Data acquisition was performed by a movable platform with an independent four-wheel drive developed in our laboratory. The platform is capable of moving automatically with an integrated visual, inertial guidance and GPS navigation solution at various speeds in the field environment, up to a maximum speed of 1.2 m/s. A RGB-D camera (INTEL RealSense D435i, Intel Corporation, Santa Clara, CA, USA) sells for about $299 was equipped on the platform to perform data acquisition.

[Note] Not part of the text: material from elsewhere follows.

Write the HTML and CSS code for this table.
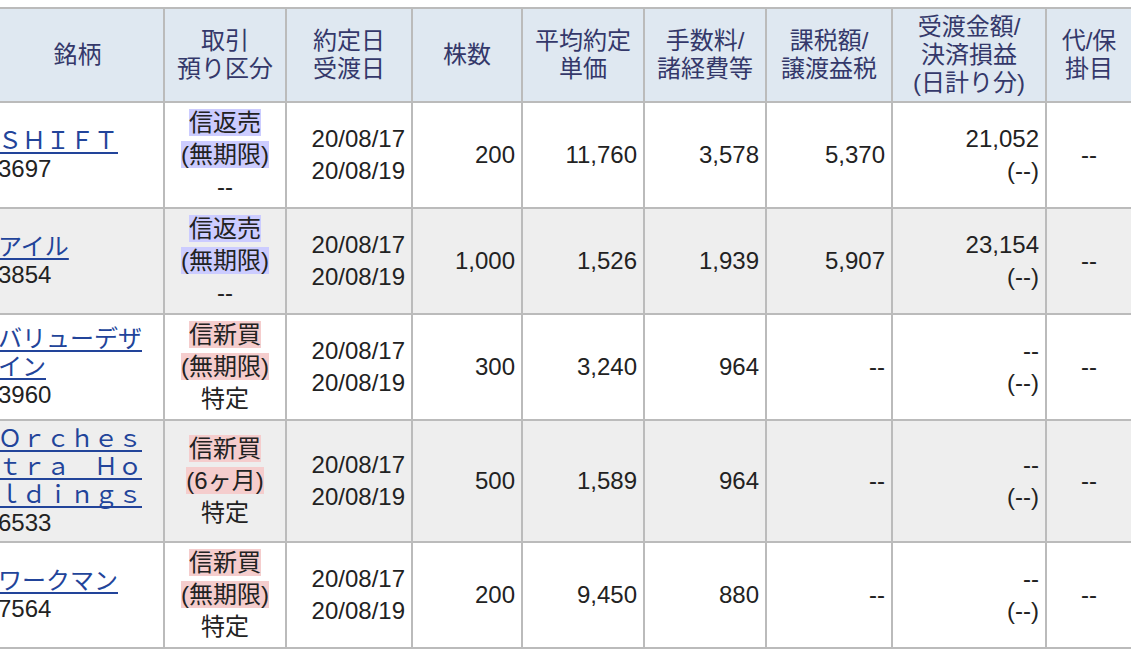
FILE: index.html
```html
<!DOCTYPE html>
<html lang="ja">
<head>
<meta charset="utf-8">
<title>約定履歴</title>
<link rel="stylesheet" href="styles.css">
</head>
<body>
<div class="page">
<table class="trades">
  <colgroup>
    <col class="w-name">
    <col class="w-kind">
    <col class="w-date">
    <col class="w-qty">
    <col class="w-price">
    <col class="w-fee">
    <col class="w-tax">
    <col class="w-amount">
    <col class="w-dai">
  </colgroup>
  <thead>
    <tr>
      <th>銘柄</th>
      <th>取引<br>預り区分</th>
      <th>約定日<br>受渡日</th>
      <th>株数</th>
      <th>平均約定<br>単価</th>
      <th>手数料/<br>諸経費等</th>
      <th>課税額/<br>譲渡益税</th>
      <th>受渡金額/<br>決済損益<br>(日計り分)</th>
      <th>代/保<br>掛目</th>
    </tr>
  </thead>
  <tbody>
    <tr>
      <td class="name"><a class="stock" href="#">ＳＨＩＦＴ</a><br>3697</td>
      <td class="kind"><span class="sell">信返売</span><br><span class="sell">(無期限)</span><br>--</td>
      <td>20/08/17<br>20/08/19</td>
      <td>200</td>
      <td>11,760</td>
      <td>3,578</td>
      <td>5,370</td>
      <td>21,052<br>(--)</td>
      <td class="dai">--</td>
    </tr>
    <tr class="stripe">
      <td class="name"><a class="stock" href="#">アイル</a><br>3854</td>
      <td class="kind"><span class="sell">信返売</span><br><span class="sell">(無期限)</span><br>--</td>
      <td>20/08/17<br>20/08/19</td>
      <td>1,000</td>
      <td>1,526</td>
      <td>1,939</td>
      <td>5,907</td>
      <td>23,154<br>(--)</td>
      <td class="dai">--</td>
    </tr>
    <tr>
      <td class="name"><a class="stock" href="#">バリューデザイン</a><br>3960</td>
      <td class="kind"><span class="buy">信新買</span><br><span class="buy">(無期限)</span><br>特定</td>
      <td>20/08/17<br>20/08/19</td>
      <td>300</td>
      <td>3,240</td>
      <td>964</td>
      <td>--</td>
      <td>--<br>(--)</td>
      <td class="dai">--</td>
    </tr>
    <tr class="stripe">
      <td class="name"><a class="stock" href="#">Ｏｒｃｈｅｓｔｒａ　Ｈｏｌｄｉｎｇｓ</a><br>6533</td>
      <td class="kind"><span class="buy">信新買</span><br><span class="buy">(6ヶ月)</span><br>特定</td>
      <td>20/08/17<br>20/08/19</td>
      <td>500</td>
      <td>1,589</td>
      <td>964</td>
      <td>--</td>
      <td>--<br>(--)</td>
      <td class="dai">--</td>
    </tr>
    <tr>
      <td class="name"><a class="stock" href="#">ワークマン</a><br>7564</td>
      <td class="kind"><span class="buy">信新買</span><br><span class="buy">(無期限)</span><br>特定</td>
      <td>20/08/17<br>20/08/19</td>
      <td>200</td>
      <td>9,450</td>
      <td>880</td>
      <td>--</td>
      <td>--<br>(--)</td>
      <td class="dai">--</td>
    </tr>
  </tbody>
</table>
</div>
</body>
</html>
```

FILE: styles.css
```css
html, body {
  margin: 0;
  padding: 0;
  background: #ffffff;
}

html {
  overflow: hidden;
}

body {
  font-family: "Liberation Sans", "Noto Sans CJK JP", sans-serif;
  font-size: 24px;
  color: #222222;
}

.page {
  padding-top: 7px;
}

.trades {
  margin-left: -10px;
  width: 1143px;
  table-layout: fixed;
  border-collapse: separate;
  border-spacing: 0;
  border: 1px solid #bbbbbb;
}

.w-name { width: 173px; }
.w-kind { width: 122px; }
.w-date { width: 126px; }
.w-qty { width: 110px; }
.w-price { width: 122px; }
.w-fee { width: 122px; }
.w-tax { width: 126px; }
.w-amount { width: 154px; }
.w-dai { width: 86px; }

.trades th,
.trades td {
  border: 1px solid #bbbbbb;
  padding: 4px 6px;
  font-weight: normal;
  vertical-align: middle;
}

.trades th {
  background: #dfe8f1;
  color: #34386a;
  line-height: 28px;
  text-align: center;
}

.trades td {
  line-height: 32px;
  text-align: right;
}

.trades td.name {
  text-align: left;
  line-height: 28px;
}

.trades td.kind,
.trades td.dai {
  text-align: center;
}

.trades .stripe td {
  background: #eeeeee;
}

.stock {
  color: #22449a;
  text-decoration: underline;
  text-decoration-thickness: 2px;
  text-underline-offset: 3px;
}

.sell {
  background: #ccccff;
}

.buy {
  background: #f5cdcd;
}
```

In this study, image acquisition software with the PyQt5 interface was developed, which is capable of capturing color images and depth images. The minimum working distance of the Realsense D435i camera is 0.11 m, and good depth image quality can be achieved within 1.5 m of the camera. To ensure the quality of the depth image for creating accurate 3D point clouds, the camera was placed 1.1 m away from the ground. The positive direction of the X-axis of the sensor is opposite to the direction of the platform movement, and the Z-axis of the sensor is perpendicular to the ground. The platform can move along with plant rows at different speeds during the data acquisition process. Depth images, as well as RGB images, were acquired automatically, and resolutions were both set as 1280×720 pixels at a frequency of 30 Hz in this study. The plants involved in this study were maize, tobacco, cotton and Bletilla striata. Cotton was planted in the field, while other crops were planted in pots that were managed in an outdoor environment. The movable platform was equipped with a notebook computer (Surface Pro 4 i5 8 + 256G), which was connected to the Realsense D435i depth camera and controlled the camera to acquire and store depth images and color images continuously. The data acquisition scenarios are shown in Figure 2.

FIGURE 2

Figure 2 Data acquisition based on the movable platform; (A) Schematic diagram of data acquisition (B) Data acquisition in the field; (C) Data acquisition in pot field.

2.2 Point cloud match

Point clouds of each frame from the RGB-D sensor were combined by depth image and color image. To reconstruct the point clouds of crop rows precisely and completely during the moving process, it is necessary to match the point clouds of adjacent frames. However, during the matching process between two frames, a relatively accurate coarse matching matrix must be provided for the neighboring point clouds as a starting position for fine matching to avoid fine matching falling into local optima, which will lead to matching errors (Li et al., 2020).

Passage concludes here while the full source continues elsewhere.